No one likes to deal with control exceptions. Certainly, process owners are not fond of having an auditor identify some controls in their process that are not working as they should. In addition, internal auditors are also not fond of reporting on the same control exceptions time after time.
While the ultimate stretch goal may be to eliminate control exceptions entirely, this may be elusive for a number of reasons. The primary reason is that many controls are manual and therefore subject to an inevitable rate of human error that will occur over a period of time. A more realizable goal, and one that many successful process owners seek, is to reduce the number and the severity of control exceptions. There are a number of successful ways to accomplish this. In this short blog post let’s take a look at three of the most common ways.
Maintaining great documentation
Maintaining great documentation helps management to identify control exceptions sooner rather than later. For example, documenting the logic, assumptions and calculations for all estimates gives them a solid grounding. It becomes difficult to say later that the estimate was without support or was arbitrary or was based on incorrect data.
In addition to maintaining documentation for individual transactions, documenting the control process itself has shown over time to be a key way to reduce the number and severity of control exceptions. Many control exceptions arise simply because a good process existed, but it was not well understood or followed consistently.
Automation of controls
Most internal controls are manual, meaning they rely on the review or sign off of a person in order to operate effectively. Many have found success by automating some of these controls where it makes sense. For example, the classic automated control is that of the three-way match for Accounts Payable. Many software systems will systematically prevent the processing of a disbursement without the invoice, PO and receiver being entered into the system by the respective responsible parties.
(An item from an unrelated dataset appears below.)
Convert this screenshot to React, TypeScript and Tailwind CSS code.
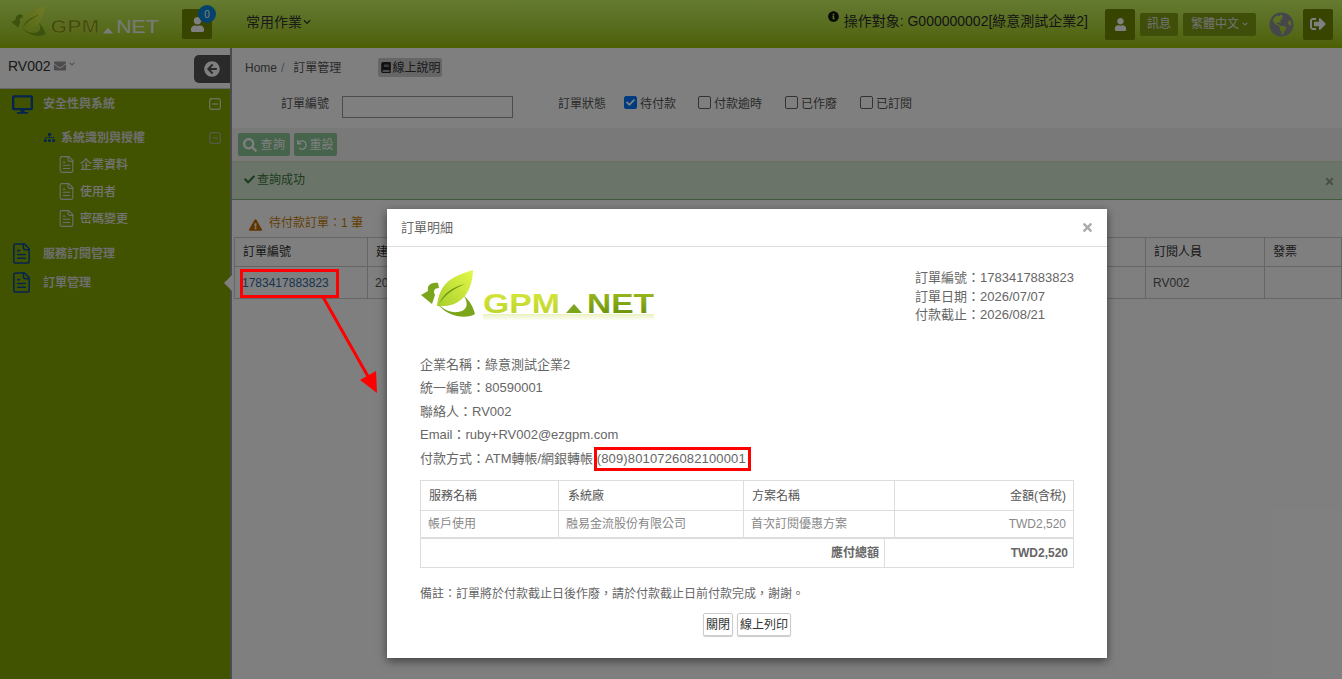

There are also ways to make manual controls more automated. Some great examples here are using electronic signatures, workflow tools and system alerts. While we need to be careful not see control automation as a panacea, it certainly does significantly help to reduce control exceptions.
Cross training of control owners
Many control exceptions occur simply because the main person involved with that control was out of the office. There is certainly nothing wrong with having one or more members of your team specialize in a certain area. This can be extremely beneficial in terms of efficiency and expertise. What you should be wary of, however; is having one person be the only person that is able to process a transaction properly and with the correct control procedures being followed. After decades of performing internal audits, we can definitely say that some big control exceptions have occurred due to the need to get things done while the main person was out of the office.
At the end of the day, the overall goal should not be to eliminate control exceptions per se, but to reduce the number and severity of control exceptions. You can do this by putting into place some simple and common-sense approaches such as the ones outlined above.